Cadev kuat, BI tak pernah pakai amunisi dari negara lain untuk hadapi krisis



KONTAN.CO.ID - JAKARTA. Nilai tukar rupiah dan mata uang negara lainnya masih berada dalam bayang-bayang menguatnya dollar Amerika Serikat (AS). Terbaru, berdasarkan data Jakarta Interbank Spot Dollar Rate (Jisdor), kurs rupiah hari ini berada di level Rp 13.943 per dollar AS.

Sebagai salah satu cara untuk menguatkan nilai tukar rupiah, selain intervensi pasar dengan cadangan devisa yang dimiliki, BI memiliki cara lain, yakni second line of defense.

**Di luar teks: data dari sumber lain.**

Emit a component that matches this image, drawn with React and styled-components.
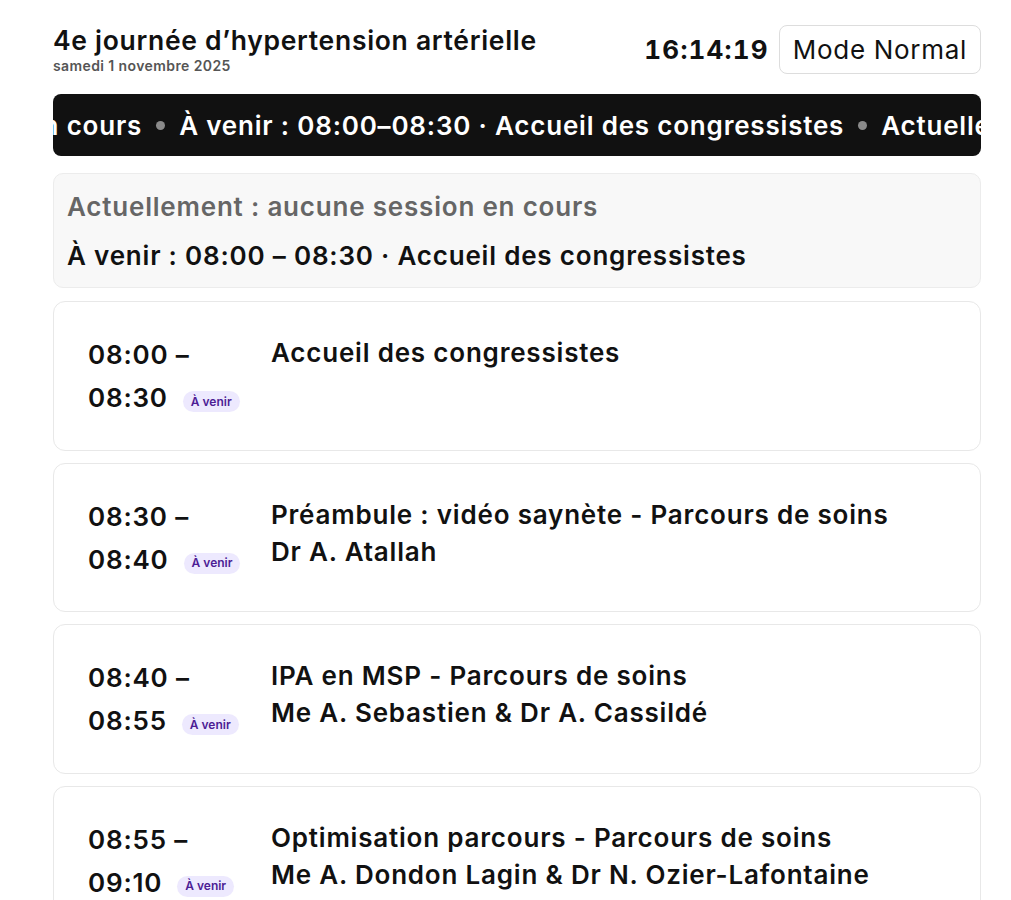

Di dalamnya, BI bisa melakukan bilateral swap agreement (BSA), menerapkan bilateral currency swap agreement (BCSA), maupun multilateral currency swap dengan Chiang Mai Initiative dan flexible credit line dari International Monetary Fund (IMF).


Meski demikian, hingga kini, segala bentuk second line of defense belum pernah digunakan oleh BI. Kepala Departemen Internasional BI Doddy Zulverdi mengatakan, kebutuhan akan amunisi ini dilakukan dalam situasi tertentu di mana Indonesia mengalami krisis yang amat mendalam.

“Pokoknya indikatornya krisis yang sangat dalam. Tapi, pernah tahun 2013, cadev kita sampai di bawah US$ 100 miliar, tahun 2015 juga. Itu saja kami belum pakai,” kata Doddy.

“Tapi itu kan tergantung situasi. Situasi yang mirip-mirip seperti sekarang itu contohnya, kami belum pakai,” lanjutnya.

Oleh karena itu, dia mengatakan bahwa kegunaan second line of defense ini lebih untuk membuat confidence. “Jadi, orang tidak berani main-main karena kita punya senjata di luar cadev,” jelasnya.

Asal tahu saja, hingga akhir Maret 2018, cadev mencapai US$ 126 miliar. Ini masih mencukupi untuk pembiayaan 7,7-7,9 bulan impor.

“Meskipun sebenarnya dari cadev masih aman, tapi upaya memperkuat jaring pertahanan ini diperlukan,” kata Doddy.

Sekadar informasi, kerja sama BSA adalah pertukaran mata uang (swap) rupiah dengan dollar AS. Hal ini dilakukan oleh Indonesia dengan Jepang. BSA ini dalam waktu dekat akan diamandemen sehingga Indonesia juga bisa menarik devisa dalam yen Jepang. Total nilai  kerja sama adalah US$ 22,7 miliar dan dilakukan pertama kali tahun 2003.

Sementara, BCSA adalah transaksi tidak menggunakan dollar namun merupakan kerja sama swap mata uang lokal dengan kedua negara yang terlibat perjanjian untuk mendukung perdagangan dan investasi. Kerja sama ini dilakukan BI dengan Korea Selatan, China, dan Australia.

Dengan Korea Selatan, kerja sama BCSA ini memungkinkan swap mata uang lokal antara kedua bank sentral senilai 10,7 triliun won atau Rp 115 triliun. Dengan China, kerja sama itu senilai 100 miliar yuan atau setara Rp 175 triliun.

Sementara, dengan Australia, perjanjian ini memungkinkan swap mata uang lokal antara kedua bank sentral senilai AU$ 10 miliar atau Rp 100 triliun. Adapun, yang sifatnya multilateral, yakni ChiangMai initiative nilainya sebesar US$ 22,7 miliar.